WIRED:Whether or not Bitcoin succeeds, it does not depend on trust in a single human being
NEARLY A year ago, I wrote about an idea called “Bitcoin”. It was a carefully crafted, ingenious, piece of software that digitally reproduced the scarcity of a restricted, commodity-based currency, and the accounting system of a bank – both in a decentralised, semi-anonymous way. It was a carefully considered attempt to create a close equivalent to hard cash in the soft, virtual environment of the net.
I said at the time that I could not predict how “bitcoins” would play out. Would they become a viable currency, or just a fad loved by “goldbugs” and other fringe currency enthusiasts? One of the reasons it seemed so hard to predict is that all the incentives and promise of Bitcoin were locked into how it was designed. That design is fixed, but not really “owned” by anyone.
Like open source software, its success was determined more by what people collectively made of it rather than the drive or brilliance of one particular person.
Except, perhaps, "Satoshi Nakamoto", the cryptographer who set the whole project in motion in 2009 in a self-published paper. Nakamoto has long been assumed to be a pseudonym. This week, New Yorkerreporter Joshua Davis implied that the author was really Michael Clear, a recent computer studies graduate from Trinity College.
The trail isn’t strong. All Hibernophile Nakamoto-hunters have to go on is an ambiguously worded denial from Clear, in which he says, “I’m not Satoshi. But even if I was, I wouldn’t tell you.” That sounds far more like the dry humour of the average cryptographer than a playful admission of guilt.
But the splendid virtue of Bitcoin is that it does not depend on trust in a single human being – or an institution. In the fine old tradition of a handful of networked projects, its integrity stands and falls on its design only, not who runs it. E-mail would carry on working, even if the man who did most to create it fell down dead (it was, arguably, Jon Postel, and he did). The internet continues as a viable platform, even as its original networks fade away. Linux would suffer from Linus Torvalds being hit by a bus, but not mortally.
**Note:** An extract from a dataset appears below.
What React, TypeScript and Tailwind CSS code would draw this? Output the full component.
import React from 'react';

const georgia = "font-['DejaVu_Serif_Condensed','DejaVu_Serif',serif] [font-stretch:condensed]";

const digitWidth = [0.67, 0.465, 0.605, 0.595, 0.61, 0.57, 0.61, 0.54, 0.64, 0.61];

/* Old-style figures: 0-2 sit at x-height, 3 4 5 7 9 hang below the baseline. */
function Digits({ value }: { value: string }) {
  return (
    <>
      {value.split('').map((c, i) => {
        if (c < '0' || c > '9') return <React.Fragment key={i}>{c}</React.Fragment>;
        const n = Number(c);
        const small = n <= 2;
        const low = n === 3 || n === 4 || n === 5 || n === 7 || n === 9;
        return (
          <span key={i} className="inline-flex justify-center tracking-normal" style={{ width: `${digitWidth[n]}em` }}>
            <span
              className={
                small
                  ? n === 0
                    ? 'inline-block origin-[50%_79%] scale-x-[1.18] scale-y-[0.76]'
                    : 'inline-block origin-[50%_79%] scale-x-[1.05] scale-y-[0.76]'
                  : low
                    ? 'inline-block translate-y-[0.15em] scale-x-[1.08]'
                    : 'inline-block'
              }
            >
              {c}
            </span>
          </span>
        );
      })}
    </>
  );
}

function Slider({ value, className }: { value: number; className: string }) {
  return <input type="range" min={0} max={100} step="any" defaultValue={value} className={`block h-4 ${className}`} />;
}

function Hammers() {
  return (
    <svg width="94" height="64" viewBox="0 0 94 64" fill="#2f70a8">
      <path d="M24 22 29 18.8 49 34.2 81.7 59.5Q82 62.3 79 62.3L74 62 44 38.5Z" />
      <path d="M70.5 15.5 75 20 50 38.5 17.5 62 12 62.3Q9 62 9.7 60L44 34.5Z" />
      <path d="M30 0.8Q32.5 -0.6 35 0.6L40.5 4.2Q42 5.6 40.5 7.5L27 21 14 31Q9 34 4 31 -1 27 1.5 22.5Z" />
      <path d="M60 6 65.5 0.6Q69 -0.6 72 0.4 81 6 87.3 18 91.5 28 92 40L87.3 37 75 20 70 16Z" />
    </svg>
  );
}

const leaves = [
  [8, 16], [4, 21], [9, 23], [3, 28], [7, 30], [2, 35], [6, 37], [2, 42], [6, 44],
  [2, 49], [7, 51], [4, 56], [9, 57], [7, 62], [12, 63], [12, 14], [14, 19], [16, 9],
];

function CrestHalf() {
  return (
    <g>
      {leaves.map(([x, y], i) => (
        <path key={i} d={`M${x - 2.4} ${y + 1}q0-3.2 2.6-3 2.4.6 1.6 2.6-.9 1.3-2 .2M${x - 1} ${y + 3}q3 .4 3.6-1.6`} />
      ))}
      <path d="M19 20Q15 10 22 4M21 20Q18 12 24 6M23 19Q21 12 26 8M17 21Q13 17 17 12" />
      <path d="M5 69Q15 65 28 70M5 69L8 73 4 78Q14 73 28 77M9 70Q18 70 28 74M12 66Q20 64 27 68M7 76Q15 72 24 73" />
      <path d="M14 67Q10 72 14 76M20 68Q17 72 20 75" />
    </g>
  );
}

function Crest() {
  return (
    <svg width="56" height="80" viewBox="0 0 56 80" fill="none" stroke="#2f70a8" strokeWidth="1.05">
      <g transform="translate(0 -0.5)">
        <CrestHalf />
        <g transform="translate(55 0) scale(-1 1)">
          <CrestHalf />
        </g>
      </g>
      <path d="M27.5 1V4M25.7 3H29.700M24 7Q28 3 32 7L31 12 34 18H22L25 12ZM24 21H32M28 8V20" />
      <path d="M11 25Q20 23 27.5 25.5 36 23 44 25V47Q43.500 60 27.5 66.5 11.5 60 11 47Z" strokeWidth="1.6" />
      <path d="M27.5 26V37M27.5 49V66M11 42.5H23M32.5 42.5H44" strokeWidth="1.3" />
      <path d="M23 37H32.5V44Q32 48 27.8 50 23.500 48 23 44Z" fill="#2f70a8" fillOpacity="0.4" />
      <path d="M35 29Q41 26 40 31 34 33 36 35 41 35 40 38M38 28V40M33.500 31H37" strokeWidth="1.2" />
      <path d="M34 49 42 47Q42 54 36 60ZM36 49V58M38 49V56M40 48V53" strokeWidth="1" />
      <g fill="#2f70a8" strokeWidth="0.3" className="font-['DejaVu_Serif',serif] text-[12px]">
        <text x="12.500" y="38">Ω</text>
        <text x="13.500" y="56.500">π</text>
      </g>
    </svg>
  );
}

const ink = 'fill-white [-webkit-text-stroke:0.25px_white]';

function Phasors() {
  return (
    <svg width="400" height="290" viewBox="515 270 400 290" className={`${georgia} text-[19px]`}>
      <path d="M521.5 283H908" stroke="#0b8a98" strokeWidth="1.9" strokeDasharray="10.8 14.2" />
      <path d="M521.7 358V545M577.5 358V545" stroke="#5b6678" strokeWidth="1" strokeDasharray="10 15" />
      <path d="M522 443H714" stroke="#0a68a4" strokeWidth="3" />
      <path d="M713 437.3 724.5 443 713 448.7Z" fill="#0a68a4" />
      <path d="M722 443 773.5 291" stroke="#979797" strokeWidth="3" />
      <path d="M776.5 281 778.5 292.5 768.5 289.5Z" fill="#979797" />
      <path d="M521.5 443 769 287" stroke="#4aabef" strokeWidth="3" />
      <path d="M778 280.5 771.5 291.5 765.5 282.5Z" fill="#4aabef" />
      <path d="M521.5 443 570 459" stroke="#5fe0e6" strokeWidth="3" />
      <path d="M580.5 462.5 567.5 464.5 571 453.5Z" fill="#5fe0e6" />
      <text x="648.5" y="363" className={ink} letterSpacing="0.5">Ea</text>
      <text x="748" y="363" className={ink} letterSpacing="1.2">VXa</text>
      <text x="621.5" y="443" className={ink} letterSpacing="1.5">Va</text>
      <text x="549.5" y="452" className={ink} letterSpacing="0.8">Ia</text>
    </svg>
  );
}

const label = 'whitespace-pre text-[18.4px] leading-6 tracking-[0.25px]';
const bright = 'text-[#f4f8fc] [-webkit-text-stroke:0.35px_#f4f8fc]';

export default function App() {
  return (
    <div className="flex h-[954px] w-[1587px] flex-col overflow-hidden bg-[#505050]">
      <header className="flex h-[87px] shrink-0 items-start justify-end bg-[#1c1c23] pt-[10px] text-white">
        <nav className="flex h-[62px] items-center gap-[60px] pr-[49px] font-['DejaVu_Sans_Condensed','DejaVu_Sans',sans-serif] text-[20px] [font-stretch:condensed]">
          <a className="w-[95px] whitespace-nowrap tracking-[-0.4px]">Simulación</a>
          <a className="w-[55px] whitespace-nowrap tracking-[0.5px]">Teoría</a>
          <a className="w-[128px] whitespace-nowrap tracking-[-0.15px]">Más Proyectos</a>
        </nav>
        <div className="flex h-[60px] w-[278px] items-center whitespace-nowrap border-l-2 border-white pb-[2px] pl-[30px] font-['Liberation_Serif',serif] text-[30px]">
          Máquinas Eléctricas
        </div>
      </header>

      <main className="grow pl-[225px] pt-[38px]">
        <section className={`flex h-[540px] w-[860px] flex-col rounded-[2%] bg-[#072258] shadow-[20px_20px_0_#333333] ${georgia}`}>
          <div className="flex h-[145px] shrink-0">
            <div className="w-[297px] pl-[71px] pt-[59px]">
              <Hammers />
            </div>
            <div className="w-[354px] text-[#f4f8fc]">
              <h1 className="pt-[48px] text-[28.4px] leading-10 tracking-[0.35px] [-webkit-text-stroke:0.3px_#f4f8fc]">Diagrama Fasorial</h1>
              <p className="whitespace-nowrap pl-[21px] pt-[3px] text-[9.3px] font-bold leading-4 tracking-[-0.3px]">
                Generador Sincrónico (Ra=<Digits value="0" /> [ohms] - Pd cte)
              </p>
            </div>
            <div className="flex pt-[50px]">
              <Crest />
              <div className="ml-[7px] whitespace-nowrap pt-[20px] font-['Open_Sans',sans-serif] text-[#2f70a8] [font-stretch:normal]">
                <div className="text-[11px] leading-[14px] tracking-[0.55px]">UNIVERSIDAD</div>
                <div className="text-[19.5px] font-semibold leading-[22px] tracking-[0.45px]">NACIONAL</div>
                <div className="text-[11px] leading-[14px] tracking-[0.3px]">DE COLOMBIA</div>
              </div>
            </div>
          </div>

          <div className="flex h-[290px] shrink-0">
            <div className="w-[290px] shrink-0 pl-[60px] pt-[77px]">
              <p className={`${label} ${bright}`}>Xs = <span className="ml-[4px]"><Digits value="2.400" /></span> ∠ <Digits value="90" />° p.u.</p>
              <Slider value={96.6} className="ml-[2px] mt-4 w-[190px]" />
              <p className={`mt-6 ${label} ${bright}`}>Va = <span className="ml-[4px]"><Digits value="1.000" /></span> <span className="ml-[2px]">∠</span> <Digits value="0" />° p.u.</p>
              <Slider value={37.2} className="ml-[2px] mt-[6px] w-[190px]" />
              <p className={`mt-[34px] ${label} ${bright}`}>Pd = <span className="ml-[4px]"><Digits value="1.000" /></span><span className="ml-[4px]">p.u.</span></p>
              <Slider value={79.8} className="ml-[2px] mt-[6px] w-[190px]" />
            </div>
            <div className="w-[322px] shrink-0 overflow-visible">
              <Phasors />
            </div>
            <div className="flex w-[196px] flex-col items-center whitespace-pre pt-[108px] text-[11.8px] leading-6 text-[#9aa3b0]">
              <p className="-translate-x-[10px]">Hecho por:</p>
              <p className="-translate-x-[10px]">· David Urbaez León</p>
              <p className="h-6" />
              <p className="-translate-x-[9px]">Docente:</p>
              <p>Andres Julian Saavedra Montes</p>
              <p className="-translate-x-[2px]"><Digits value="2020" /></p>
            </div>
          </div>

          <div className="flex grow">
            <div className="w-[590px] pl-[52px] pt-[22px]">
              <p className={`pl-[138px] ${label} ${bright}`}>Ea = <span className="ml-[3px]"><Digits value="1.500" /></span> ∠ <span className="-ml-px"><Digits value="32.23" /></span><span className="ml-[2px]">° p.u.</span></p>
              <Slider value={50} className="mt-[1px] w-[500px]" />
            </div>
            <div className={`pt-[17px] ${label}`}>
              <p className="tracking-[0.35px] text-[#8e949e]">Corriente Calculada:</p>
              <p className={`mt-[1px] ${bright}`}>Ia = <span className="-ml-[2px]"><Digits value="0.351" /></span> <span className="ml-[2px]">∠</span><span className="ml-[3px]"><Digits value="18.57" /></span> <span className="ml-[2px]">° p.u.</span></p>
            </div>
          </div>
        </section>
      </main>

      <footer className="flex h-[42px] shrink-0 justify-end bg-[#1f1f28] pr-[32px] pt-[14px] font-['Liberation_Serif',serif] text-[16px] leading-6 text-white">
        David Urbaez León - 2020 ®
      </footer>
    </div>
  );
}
And so with Bitcoin. I’m capitalising its name but, if it succeeds, it will join the web and the net as being slowly lower-cased into a generic existence.
Contrast that with the last 10 years of innovations that have been pioneered and trademarked by the corporations on which they rely. Facebook, Paypal, Google, Skype: all turned into verbs, but all still controlled by a small group on whom we must trust our communications, our money and our privacy.
In the last year, Bitcoin has gone through the kind of gyrations that make it, right now at least, unfit for the task that Nakomato intended it for. Its price shot up to $35 a coin, then plummeted to under $5. Few purchases are transacted in bitcoins, because most bitcoins are probably being bought for speculative purposes.
Its built-in deflationary characteristics may, in the belief of many economists, rule it out as a currency for its foreseeable life.
But despite its flaws, Bitcoin lives on. No massive security flaw has killed it outright (though sites dealing in it have been hacked, and their chests of untraceable virtual gold whisked away). No government has worked out a way to prohibit it, despite hearings in the US Senate, and a site, Silk Road, which arranges anonymous drug deals denominated in it. And despite its ups and downs, you can still cash a coin for five bucks, and have been able to do so for more than a month now.
Meanwhile, others have taken the principle, and sought to apply it to other domains. Namecoin is a proposed adaptation of the Bitcoin system for allocating domain names without the need for a centralised authority. Those unhappy with the hardwired ideals of Satoshi – that a currency should be deflationary, or that coins be minted from computers processing otherwise unimportant calculations – can still take the Bitcoin idea and transmute it into alternative systems, currencies or not.
This week, the industry mourns the death of Steve Jobs, a man whose firm hand on the tiller of Pixar and Apple coincided with those two companies’ amazing growth and creativity. There are few who doubt the causal connection between those facts: a great man can inspire great works, when given complete control. But great men are mortal. It is the struggle of our age, as the creators of the digital revolution get old and retire or pass away, to guess which of their monuments can survive them.
Some of our older technological institutions may have a wobbly few years, as they walk for the first time without their creators’ support. Microsoft has stumbled without Bill Gates. Hewlett- Packard’s legacy has already faded. Apple wandered when Jobs was first expelled, and may fall again despite the deliberate attempts of all there, including Jobs, to ensure it outlives him.
Perhaps the most likely to remain with us will be those lower-cased inventions which blossomed from near birth without much tending or protection from their makers, like Bitcoin. Or perhaps it will be those products, owned or disowned, that gather and prolong the most permanent of devotion from strangers.